Pitching, he explained, is “hitting your spots and painting,” which he said isn’t who he is.

“For the most part I do a lot of my work in the heart of the zone,” Crochet said, “and I think that I was getting away from that because I was having success (painting), so it was kind of like, what’s the next thing that I could work on, and just always trying to work on something as opposed to, you get to a point where you just got to continue what you’re doing.”

For Crochet, that’s the four-seam.

“That’s what got me to the big leagues, and that’s what helped me make a name for myself last year. No reason to get away from that, even if they know what’s coming,” Crochet said. “I was talking to Tanner (Houck) about that on the bench. Those last couple innings when it was mano a mano, that’s kind of when I’m at my best, still missing bats with it even though it was in fastball counts for the most part, throwing three, four five in a row, doesn’t matter. Just kind of got to get back to that mentality.”

Of the Red Sox’s 27 games, 17 have been decided by no more than three runs, including 10 of their last 15. Several losses can be at least partially attributed to their struggle to hit with men on base — they entered Thursday with 196 runners left, the most in the AL and tied for second in MLB — but this time, they barely had any runners to strand. Boston collected four hits and two walks, and struck out 12 times.

“He battled, he gave us a chance,” third baseman Alex Bregman said of Crochet. “We didn’t do enough offensively today, to be honest with you.”

Bregman was the offense, getting Boston on the board with towering Green Monster homer in the first, plating the team’s second run with an RBI single in the third, and drawing a walk, all against Mariners right-hander Bryan Woo.

“He’s the player I expected, so I’m not surprised,” Cora said of Bregman.

The Boston batters were otherwise befuddled.
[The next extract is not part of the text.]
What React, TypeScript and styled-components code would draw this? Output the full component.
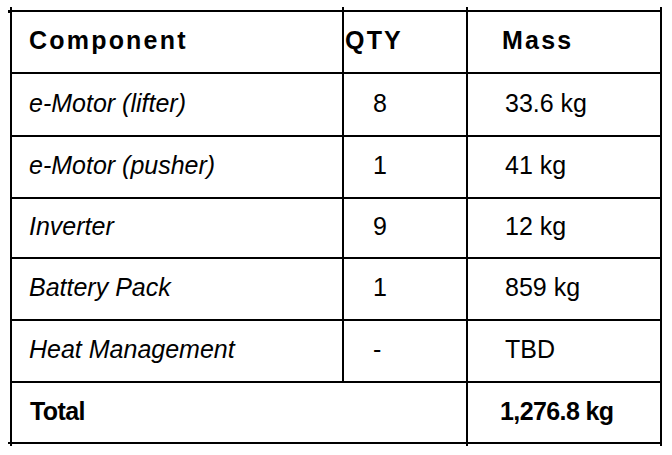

They entered the contest leading the American League in home batting average and on-base percentage, and second in OPS and runs scored, but Jarren Duran’s leadoff double in the third was the sole non-Bregman hit off the Seattle starter, and their only other baserunner against him was Triston Casas, hit with a pitch in the second.

“Yeah, we didn’t do enough off him today,” Bregman said of Woo. “We didn’t square the ball up enough. … Sometimes in the game you run into a guy who’s really tough and you tip your hat to him.”

It was more of the same against Collin Snider, who breezed through a 1-2-3 seventh.

Carlos Narváez’s solo homer to lead off the eighth was Boston’s first hit since the third inning, and their last of the contest. His homer off Gabe Speier clanged off the Pesky Pole and brought the Red Sox within one, but it couldn’t rewrite a game that seemed written in stone since the start.

After Narváez’s homer, his teammates went down in order. And facing Andrés Muñoz in the ninth, Casas drew a two-out walk, only to watch Kristian Campbell strike out to complete a golden sombrero and cement the loss.

The Red Sox are 14-13, including 4-5 in one-run games. They’re 4-4 in series play, including 2-2 at home. Nearly one month into the season, the most consistent thing about them is inconsistency. Postgame, the reviews were mixed.

“I feel like there are times when we click and there are times (like) today when we’re facing a really good pitcher on the mound and the offense is doing everything they can to get some runs on the board,” Crochet said. “I mean, the game was the first two innings that I pitched. That was really what lost us the game today.”

“I feel really good,” Bregman said. “I feel like we’re only going to improve as the season goes on. I think we got a long way to go, obviously, but I think we’re in a good spot. We gotta get better in all three phases, we know that, and we will.”

“I mean, we’re OK,” Cora assessed. “Almost playing .500. We can be better, we can be worse.”

After going 4-3 during this homestand, the Red Sox fly to Cleveland for the weekend, then have Monday off before a three-game series in Toronto.